Some interesting stuff I can use in talking with Boards of Directors and CxO's in our consulting work.
"#FITF09 Forrester data shows IT only delivers 1/2 the value expected from business' perspective. Only 1/3 measure value post-implementation." Ok, now that's good stuff....at least when it comes to selling the CEO. Sad at the same time as IT/CIO's continue to struggle with the ever-popular IT-Business Alignment challenge.
In the end this is a CIO's failure not the business'. Unless the project is to "fix" something within IT there's no reason on earth that IT should be solely accountable for delivery of value! CIOs- If the business doesn't OWN the project AND the value proposition, you're in trouble from day one! Secondly, if as CIO you're signing up for a project where value delivery is your responsibility you better know from the beginning how you're going to get it.

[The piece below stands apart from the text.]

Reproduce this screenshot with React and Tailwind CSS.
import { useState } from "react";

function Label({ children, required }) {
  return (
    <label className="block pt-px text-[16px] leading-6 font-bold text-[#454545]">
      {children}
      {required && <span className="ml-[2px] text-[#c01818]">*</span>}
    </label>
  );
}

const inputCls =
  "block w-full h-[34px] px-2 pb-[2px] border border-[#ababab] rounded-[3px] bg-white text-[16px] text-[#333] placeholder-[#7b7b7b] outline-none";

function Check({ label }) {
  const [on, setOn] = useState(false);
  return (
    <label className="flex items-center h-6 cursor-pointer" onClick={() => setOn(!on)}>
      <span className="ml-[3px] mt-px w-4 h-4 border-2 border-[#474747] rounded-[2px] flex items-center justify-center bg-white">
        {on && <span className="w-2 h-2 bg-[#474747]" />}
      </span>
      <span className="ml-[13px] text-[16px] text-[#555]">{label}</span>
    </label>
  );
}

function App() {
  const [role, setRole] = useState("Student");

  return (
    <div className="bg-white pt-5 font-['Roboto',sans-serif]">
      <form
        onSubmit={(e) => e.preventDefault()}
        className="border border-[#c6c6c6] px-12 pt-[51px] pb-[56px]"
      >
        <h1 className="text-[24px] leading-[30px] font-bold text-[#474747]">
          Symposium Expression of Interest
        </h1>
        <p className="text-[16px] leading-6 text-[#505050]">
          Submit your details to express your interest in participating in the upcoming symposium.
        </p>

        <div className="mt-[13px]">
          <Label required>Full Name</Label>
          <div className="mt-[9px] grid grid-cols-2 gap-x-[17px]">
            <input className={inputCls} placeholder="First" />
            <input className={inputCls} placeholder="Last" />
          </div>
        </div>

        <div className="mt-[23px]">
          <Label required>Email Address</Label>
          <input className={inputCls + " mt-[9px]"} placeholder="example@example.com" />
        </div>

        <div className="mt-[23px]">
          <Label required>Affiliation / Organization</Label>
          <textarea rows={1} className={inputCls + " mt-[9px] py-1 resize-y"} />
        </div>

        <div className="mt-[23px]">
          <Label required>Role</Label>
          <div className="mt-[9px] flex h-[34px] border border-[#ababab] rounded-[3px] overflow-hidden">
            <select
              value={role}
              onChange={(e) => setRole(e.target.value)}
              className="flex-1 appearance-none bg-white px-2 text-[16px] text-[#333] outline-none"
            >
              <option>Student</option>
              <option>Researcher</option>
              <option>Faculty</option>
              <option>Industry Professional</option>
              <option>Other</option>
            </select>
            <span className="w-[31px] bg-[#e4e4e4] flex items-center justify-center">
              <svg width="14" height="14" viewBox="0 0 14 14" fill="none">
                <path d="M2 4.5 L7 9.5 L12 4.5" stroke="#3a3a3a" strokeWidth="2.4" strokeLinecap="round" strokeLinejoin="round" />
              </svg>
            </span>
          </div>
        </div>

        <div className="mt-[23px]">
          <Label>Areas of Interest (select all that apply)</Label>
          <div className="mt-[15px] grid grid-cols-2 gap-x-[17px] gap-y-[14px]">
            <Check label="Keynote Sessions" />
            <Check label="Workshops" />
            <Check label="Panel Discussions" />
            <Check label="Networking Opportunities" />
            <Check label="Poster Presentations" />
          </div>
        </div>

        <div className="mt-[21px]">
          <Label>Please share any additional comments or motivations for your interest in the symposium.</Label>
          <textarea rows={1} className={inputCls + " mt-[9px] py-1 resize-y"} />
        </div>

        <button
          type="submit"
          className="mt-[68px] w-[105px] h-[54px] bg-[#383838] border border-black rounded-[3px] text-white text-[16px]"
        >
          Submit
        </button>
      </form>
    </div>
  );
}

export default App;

See, it's OK in my book to sign up for delivering the project ROI as long as you've got the ability to bring it off. That means agreement from the business and the CxO's that you are going to be able to make the business changes necessary. You can't be held accountable for business results not in your area of responsibility. Yet it happens all the time. We see it in our work and Forrester's research shows it as well.
So what's a savvy CIO to do?
1. Start by being very clear in your own mind about how the benefits are derived. Headcount reduction? Exactly what is going to enable that to happen? What are the critical success factors and how are they measured? What are the interim milestones along the way?

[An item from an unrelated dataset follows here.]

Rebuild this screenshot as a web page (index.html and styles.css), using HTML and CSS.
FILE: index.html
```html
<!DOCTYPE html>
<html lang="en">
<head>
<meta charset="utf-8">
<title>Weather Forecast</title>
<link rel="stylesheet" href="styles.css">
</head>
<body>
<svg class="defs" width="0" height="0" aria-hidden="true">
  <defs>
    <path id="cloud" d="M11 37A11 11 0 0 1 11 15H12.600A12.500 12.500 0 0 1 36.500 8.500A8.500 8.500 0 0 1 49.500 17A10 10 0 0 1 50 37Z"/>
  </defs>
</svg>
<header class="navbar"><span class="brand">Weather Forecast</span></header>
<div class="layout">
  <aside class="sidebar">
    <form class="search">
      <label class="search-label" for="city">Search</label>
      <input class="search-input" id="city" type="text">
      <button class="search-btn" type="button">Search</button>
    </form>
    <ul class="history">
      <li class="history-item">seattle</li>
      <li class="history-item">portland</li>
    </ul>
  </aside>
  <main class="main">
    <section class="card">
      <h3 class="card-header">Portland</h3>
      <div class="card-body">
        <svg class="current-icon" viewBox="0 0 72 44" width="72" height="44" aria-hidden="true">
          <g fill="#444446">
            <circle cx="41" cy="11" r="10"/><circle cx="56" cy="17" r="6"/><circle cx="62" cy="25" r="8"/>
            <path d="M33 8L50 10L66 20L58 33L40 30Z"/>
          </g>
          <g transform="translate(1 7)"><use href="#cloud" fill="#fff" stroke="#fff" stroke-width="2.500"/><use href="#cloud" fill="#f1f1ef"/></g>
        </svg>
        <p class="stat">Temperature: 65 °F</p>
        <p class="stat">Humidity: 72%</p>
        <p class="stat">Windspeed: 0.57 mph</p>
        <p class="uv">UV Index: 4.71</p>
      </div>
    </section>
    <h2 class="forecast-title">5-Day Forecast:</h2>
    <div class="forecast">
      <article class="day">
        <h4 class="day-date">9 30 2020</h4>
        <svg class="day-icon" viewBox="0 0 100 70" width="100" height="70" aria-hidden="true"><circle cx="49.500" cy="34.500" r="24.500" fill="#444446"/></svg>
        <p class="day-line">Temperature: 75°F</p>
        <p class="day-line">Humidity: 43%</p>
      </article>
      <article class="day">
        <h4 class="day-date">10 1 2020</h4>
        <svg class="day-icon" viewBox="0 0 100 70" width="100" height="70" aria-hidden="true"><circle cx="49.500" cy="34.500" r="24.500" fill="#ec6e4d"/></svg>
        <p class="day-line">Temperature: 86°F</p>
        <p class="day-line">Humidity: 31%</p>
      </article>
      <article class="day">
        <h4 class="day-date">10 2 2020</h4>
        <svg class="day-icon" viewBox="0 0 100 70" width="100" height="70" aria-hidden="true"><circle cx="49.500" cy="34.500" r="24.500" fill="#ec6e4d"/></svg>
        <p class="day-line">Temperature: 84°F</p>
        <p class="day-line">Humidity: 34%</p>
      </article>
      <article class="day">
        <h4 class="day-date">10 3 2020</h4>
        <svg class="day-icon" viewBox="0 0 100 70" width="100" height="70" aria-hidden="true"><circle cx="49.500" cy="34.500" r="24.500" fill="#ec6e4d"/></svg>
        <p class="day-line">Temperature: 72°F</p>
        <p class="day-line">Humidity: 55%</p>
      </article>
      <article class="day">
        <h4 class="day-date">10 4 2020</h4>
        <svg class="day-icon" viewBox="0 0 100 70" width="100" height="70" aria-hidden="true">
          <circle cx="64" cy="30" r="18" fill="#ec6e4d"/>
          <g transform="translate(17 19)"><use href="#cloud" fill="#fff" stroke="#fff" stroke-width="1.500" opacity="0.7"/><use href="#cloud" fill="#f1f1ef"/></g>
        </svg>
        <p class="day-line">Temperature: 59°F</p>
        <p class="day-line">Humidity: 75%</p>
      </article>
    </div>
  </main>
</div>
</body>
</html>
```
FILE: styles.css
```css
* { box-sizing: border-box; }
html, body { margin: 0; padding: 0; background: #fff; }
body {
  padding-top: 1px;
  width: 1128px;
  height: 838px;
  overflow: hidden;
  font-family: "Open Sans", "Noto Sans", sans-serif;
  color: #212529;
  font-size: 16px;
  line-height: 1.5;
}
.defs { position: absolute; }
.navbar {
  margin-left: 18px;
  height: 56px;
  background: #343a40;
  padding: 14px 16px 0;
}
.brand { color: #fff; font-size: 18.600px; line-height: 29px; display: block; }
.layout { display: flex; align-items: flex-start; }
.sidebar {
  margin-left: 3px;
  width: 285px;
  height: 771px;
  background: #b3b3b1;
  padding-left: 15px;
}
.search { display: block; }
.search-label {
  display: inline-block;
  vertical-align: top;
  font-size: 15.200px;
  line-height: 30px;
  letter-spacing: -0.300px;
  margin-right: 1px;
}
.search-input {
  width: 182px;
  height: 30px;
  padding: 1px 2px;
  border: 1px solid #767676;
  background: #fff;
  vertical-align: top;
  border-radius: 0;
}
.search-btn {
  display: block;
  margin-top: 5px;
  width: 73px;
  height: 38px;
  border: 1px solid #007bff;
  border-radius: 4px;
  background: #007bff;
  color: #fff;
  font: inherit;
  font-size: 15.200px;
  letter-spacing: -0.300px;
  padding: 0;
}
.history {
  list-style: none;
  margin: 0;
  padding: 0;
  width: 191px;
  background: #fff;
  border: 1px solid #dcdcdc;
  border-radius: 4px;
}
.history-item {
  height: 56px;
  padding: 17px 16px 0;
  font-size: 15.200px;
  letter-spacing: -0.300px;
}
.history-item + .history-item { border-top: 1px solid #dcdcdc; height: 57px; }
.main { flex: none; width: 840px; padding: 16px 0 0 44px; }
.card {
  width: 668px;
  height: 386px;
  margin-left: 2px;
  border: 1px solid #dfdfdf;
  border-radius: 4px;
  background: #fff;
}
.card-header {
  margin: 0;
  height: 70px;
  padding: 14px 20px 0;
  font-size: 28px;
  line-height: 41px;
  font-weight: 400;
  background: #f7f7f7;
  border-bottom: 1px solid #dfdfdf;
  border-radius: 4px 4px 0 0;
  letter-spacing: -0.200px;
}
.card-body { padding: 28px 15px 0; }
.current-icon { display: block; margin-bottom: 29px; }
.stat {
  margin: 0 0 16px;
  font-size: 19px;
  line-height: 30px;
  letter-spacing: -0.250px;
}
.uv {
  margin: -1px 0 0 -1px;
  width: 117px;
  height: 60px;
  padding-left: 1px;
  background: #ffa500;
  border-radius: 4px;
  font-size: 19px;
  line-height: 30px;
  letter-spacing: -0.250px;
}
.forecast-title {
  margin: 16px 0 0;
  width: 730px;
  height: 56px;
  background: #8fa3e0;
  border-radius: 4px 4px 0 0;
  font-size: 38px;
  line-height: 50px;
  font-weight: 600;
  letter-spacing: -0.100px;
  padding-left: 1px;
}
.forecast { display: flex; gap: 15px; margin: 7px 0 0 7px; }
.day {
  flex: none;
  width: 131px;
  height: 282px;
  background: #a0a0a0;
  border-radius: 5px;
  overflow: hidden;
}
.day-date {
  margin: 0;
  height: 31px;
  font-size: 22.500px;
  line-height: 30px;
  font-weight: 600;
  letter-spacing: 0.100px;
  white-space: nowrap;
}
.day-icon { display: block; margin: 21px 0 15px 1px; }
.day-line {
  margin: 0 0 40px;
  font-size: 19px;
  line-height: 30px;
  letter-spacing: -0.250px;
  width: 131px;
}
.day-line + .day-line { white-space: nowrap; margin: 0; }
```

2. The business leadership needs to have the same understanding and clarity around not just the benefits but how they'll be obtained, who's responsible, what the metrics- both interim and final- and how they're calculated.
3. Track, report and act on the interim milestones. This has to be done in the context of the steering committee where the business owners and IT meet to review progress. This is where things begin to break down. Projects never get off the rails all of a sudden. Failing to deliver expected value occurs a missed milestone at a time. So project governance becomes a critical success factor.
Seems easy enough but why do CIO's continue to fail on this point?? What do you think?